• Your instructions
From the listing below, pull out the lines that hold "components".

• Source excerpt
____________
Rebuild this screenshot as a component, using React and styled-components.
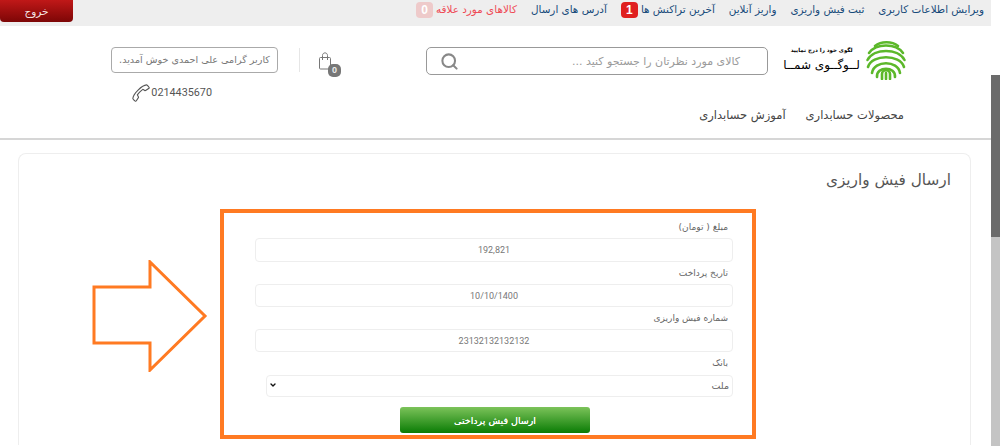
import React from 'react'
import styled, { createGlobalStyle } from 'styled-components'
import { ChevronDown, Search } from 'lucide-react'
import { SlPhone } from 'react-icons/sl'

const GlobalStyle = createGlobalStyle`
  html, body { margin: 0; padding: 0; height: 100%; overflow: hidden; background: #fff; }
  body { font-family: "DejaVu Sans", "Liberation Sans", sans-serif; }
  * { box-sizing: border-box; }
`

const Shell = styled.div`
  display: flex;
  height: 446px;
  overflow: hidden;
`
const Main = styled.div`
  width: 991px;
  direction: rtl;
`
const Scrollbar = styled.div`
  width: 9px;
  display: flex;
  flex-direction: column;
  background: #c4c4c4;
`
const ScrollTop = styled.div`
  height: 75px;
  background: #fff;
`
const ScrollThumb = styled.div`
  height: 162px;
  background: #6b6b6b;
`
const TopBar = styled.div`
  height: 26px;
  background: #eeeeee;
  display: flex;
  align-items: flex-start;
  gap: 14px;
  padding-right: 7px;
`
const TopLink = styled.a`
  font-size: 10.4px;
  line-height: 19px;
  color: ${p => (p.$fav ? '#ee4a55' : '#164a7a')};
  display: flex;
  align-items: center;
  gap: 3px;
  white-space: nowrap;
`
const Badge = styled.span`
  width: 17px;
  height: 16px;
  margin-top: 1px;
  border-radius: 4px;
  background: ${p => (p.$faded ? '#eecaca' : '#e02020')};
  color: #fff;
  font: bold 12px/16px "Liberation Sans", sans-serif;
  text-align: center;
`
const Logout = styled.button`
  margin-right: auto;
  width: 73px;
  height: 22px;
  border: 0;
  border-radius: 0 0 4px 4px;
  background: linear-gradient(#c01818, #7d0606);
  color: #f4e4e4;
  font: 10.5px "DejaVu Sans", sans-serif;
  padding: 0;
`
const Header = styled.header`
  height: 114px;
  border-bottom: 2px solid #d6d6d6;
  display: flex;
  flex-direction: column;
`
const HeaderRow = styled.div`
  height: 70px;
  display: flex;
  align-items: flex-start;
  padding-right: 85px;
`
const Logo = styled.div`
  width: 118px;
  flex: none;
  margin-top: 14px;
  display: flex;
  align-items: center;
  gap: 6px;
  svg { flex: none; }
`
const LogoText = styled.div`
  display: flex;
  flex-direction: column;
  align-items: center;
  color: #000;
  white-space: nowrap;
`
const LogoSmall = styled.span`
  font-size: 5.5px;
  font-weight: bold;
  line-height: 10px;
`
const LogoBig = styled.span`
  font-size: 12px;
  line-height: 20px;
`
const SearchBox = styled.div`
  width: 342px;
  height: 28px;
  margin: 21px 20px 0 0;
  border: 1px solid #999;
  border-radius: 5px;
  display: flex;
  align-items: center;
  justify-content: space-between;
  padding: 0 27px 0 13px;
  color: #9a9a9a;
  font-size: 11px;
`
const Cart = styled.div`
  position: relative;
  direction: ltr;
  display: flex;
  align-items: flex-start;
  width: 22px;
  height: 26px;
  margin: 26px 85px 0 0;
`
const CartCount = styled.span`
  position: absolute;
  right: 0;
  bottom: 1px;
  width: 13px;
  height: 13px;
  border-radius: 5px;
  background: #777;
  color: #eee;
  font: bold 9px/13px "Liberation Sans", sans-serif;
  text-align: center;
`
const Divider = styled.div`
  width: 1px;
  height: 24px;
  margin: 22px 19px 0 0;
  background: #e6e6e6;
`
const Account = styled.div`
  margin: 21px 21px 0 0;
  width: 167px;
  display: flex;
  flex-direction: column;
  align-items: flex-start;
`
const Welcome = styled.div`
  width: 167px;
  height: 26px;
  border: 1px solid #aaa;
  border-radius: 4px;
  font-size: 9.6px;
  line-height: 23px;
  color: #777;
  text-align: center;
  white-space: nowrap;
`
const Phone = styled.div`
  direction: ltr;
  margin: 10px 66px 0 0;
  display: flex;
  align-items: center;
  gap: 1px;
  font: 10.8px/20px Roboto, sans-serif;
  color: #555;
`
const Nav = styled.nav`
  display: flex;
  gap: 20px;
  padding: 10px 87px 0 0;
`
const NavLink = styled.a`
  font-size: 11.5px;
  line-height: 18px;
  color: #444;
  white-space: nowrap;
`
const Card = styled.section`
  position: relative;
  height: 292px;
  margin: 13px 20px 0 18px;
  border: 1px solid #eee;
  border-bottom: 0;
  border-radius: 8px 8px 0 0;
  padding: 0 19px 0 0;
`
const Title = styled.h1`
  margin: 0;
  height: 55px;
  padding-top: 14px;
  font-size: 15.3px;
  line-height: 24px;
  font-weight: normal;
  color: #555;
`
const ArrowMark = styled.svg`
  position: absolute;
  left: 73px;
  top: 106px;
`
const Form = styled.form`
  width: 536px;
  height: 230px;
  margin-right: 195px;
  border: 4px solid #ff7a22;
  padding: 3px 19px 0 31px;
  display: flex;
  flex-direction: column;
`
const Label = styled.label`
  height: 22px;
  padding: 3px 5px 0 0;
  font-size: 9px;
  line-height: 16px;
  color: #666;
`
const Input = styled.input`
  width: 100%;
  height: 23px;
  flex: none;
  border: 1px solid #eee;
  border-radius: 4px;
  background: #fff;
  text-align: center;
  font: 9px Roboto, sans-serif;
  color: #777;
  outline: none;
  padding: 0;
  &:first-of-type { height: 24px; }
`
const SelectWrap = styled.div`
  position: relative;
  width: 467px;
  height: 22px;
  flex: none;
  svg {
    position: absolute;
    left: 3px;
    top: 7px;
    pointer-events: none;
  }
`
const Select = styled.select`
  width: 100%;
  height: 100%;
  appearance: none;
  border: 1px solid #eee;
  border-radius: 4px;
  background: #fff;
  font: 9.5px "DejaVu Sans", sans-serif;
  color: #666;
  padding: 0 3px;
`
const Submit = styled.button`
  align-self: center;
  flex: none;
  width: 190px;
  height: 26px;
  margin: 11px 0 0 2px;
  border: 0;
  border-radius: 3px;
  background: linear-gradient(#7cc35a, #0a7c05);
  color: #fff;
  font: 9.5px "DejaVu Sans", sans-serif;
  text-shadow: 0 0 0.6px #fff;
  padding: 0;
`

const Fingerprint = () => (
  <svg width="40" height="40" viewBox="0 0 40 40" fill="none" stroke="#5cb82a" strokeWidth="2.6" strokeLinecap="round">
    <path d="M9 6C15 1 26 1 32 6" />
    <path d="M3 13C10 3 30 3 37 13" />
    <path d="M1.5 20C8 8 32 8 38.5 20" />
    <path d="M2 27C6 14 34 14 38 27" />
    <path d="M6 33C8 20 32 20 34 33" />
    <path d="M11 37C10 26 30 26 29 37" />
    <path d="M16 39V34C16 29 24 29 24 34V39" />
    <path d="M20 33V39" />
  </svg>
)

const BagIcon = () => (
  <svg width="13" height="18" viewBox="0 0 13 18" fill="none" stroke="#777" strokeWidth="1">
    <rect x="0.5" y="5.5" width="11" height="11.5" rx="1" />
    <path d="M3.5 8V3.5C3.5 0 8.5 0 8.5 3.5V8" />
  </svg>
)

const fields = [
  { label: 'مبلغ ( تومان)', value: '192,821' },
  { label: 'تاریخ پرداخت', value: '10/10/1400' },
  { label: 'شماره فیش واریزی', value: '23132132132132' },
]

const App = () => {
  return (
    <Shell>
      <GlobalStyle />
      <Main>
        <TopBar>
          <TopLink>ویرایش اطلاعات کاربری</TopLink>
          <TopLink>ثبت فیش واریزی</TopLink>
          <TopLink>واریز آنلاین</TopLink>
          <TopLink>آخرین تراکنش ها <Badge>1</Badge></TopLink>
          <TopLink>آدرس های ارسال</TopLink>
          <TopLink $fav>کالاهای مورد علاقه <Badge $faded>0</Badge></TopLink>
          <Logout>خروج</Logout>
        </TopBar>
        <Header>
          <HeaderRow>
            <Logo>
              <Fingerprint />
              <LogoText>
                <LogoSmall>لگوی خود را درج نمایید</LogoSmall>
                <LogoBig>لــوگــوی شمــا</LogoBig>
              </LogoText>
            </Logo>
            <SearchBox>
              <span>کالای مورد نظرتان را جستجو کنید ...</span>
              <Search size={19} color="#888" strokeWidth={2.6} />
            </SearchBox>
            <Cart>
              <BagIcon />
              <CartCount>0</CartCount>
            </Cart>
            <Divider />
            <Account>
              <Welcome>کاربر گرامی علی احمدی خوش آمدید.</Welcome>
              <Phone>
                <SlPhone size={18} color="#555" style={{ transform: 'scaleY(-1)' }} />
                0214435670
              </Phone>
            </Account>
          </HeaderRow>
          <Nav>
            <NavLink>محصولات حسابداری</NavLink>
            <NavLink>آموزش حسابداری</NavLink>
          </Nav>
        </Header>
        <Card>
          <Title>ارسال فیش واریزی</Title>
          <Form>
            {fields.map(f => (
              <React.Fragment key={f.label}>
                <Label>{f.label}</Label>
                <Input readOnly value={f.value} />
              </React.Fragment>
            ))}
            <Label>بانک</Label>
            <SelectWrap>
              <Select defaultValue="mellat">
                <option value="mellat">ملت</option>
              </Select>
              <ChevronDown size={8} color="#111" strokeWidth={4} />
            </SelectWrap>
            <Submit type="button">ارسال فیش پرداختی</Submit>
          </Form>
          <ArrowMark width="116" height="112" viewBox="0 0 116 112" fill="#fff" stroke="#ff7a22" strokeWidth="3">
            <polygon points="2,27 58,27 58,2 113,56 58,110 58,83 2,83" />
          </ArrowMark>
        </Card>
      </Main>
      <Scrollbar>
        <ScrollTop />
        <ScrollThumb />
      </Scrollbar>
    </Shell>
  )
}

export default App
____________
• Response below
Rebuild this screenshot as a component, using React and styled-components.
import styled, { createGlobalStyle } from 'styled-components'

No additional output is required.